(Bloomberg News) Bill Gross, who runs the world's biggest bond fund at Pacific Investment Management Co., said governments may turn to financial repression and various forms of quantitative easing to inflate asset values as equities fail to match historical returns.

The so-called Siegel Constant, which purports to show a long-term history of history of inflation-adjusted equity real returns of 6.6 percent since 1912, may be a "historical freak" unlikely to be seen again, Gross said in his monthly investment outlook posted on the Newport Beach, California-based company's website today. Presuming a 2 percent return for bonds and 4 percent nominal returns for stocks, a diversified portfolio produces a nominal return of 3 percent and inflation-adjusted returns near zero, he wrote.

Since private pension funds, government budgets and household savings balances often assume a minimum 7 percent to 8 percent minimum annual appreciation, policy makers emulating historical patterns may be tempted to inflate their way "out of the corner," even though inflation doesn't doesn't create true wealth and doesn't fairly distribute pain and benefits across society, Gross wrote.

Equity 'Cult'

"Unfair though it may be, an investor should continue to expect an attempted inflationary solution in all almost all developed economies over the next few years and even decades," Gross wrote. "The cult of equity may be dying, but the cult of inflation may have only just begun."

Gross in June kept the proportion of U.S. government and Treasury debt in his $263.4 billion Total Return Fund unchanged at 35 percent of assets, according to a report July 11 on the company's website. Mortgages were at 52 percent for a second consecutive month. Pimco doesn't comment directly on monthly changes in its portfolio holdings.

In developed nations, Gross has advised investors to favor debt of the U.K., as well as the U.S., as Germany faces risks related to the eventual costs required to end the region's worsening sovereign and banking crisis.

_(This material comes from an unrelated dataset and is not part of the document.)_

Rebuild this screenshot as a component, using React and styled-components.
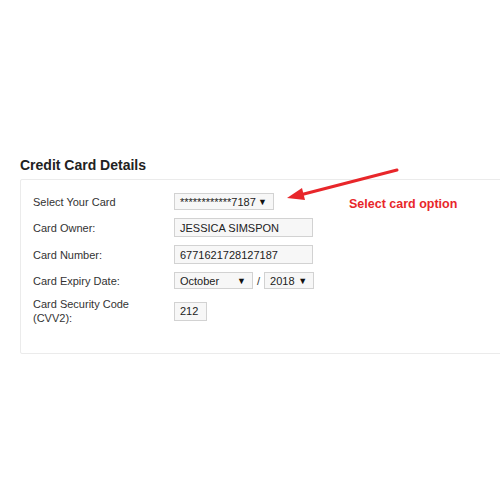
import React from "react";
import styled, { createGlobalStyle } from "styled-components";

const GlobalStyle = createGlobalStyle`
  html, body {
    margin: 0;
    background: #fff;
    font-family: "Liberation Sans", Arial, sans-serif;
    color: #333;
  }
`;

const Page = styled.div`
  position: relative;
  width: 500px;
  height: 500px;
  overflow: hidden;
  padding: 157px 0 0 20px;
  box-sizing: border-box;
`;

const Title = styled.h3`
  margin: 0 0 6px;
  font-size: 14px;
  line-height: 16px;
  font-weight: bold;
  color: #222;
`;

const Panel = styled.div`
  width: 520px;
  height: 175px;
  box-sizing: border-box;
  border: 1px solid #ebebeb;
  border-radius: 2px;
  padding: 13px 0 0 12px;
`;

const Form = styled.div`
  display: grid;
  grid-template-columns: 141px auto;
  row-gap: 8px;
  align-items: center;
`;

const Label = styled.div`
  font-size: 11px;
  line-height: 14px;
  color: #333;
  width: ${(p) => (p.$wrap ? "110px" : "auto")};
`;

const Field = styled.div`
  display: flex;
  align-items: center;
  gap: 4px;
  font-size: 11px;
`;

const Box = styled.div`
  box-sizing: border-box;
  height: ${(p) => p.$h || 19}px;
  width: ${(p) => p.$w}px;
  border: 1px solid #d2d2d2;
  background: #f7f7f7;
  font-size: 11px;
  color: #222;
  display: flex;
  align-items: center;
  justify-content: space-between;
  padding: 0 6px 0 5px;
  white-space: nowrap;
`;

const Caret = styled.span`
  font-size: 9px;
  color: #111;
`;

const Slash = styled.span`
  color: #333;
  font-size: 11px;
`;

const Note = styled.div`
  position: absolute;
  left: 349px;
  top: 197px;
  font-size: 12.5px;
  font-weight: bold;
  color: #e8262a;
`;

const Arrow = styled.svg`
  position: absolute;
  left: 280px;
  top: 160px;
`;

const Select = ({ w, value }) => (
  <Box $w={w} $h={17}>
    <span>{value}</span>
    <Caret>▼</Caret>
  </Box>
);

export default function App() {
  return (
    <>
      <GlobalStyle />
      <Page>
        <Title>Credit Card Details</Title>
        <Panel>
          <Form>
            <Label>Select Your Card</Label>
            <Field>
              <Select w={100} value="************7187" />
            </Field>
            <Label>Card Owner:</Label>
            <Field>
              <Box $w={139}>JESSICA SIMSPON</Box>
            </Field>
            <Label>Card Number:</Label>
            <Field>
              <Box $w={139}>6771621728127187</Box>
            </Field>
            <Label>Card Expiry Date:</Label>
            <Field>
              <Select w={79} value="October" />
              <Slash>/</Slash>
              <Select w={50} value="2018" />
            </Field>
            <Label $wrap>Card Security Code (CVV2):</Label>
            <Field>
              <Box $w={33}>212</Box>
            </Field>
          </Form>
        </Panel>
        <Arrow width="130" height="45" viewBox="0 0 130 45">
          <line x1="117" y1="10" x2="20" y2="35" stroke="#e8262a" strokeWidth="3" strokeLinecap="round" />
          <polygon points="7,38 22,28 25,40" fill="#e8262a" />
        </Arrow>
        <Note>Select card option</Note>
      </Page>
    </>
  );
}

The U.S. Treasury market is considered the cleanest "dirty shirts" for investors, Gross wrote in his previous commentary. "Don't underweight Uncle Sam in a debt crisis. Money seeking a safe haven will find it in America's deep and liquid, almost Aaa rated, bond and equity markets."

Record Lows

Treasuries securities last week sank to record low rates, pushing the yield on the 10-year note to 1.379 percent on July 25 amid concern the European debt crisis was slowing the global economy. The 30-year bond yield touched a record 2.44 percent on July 26.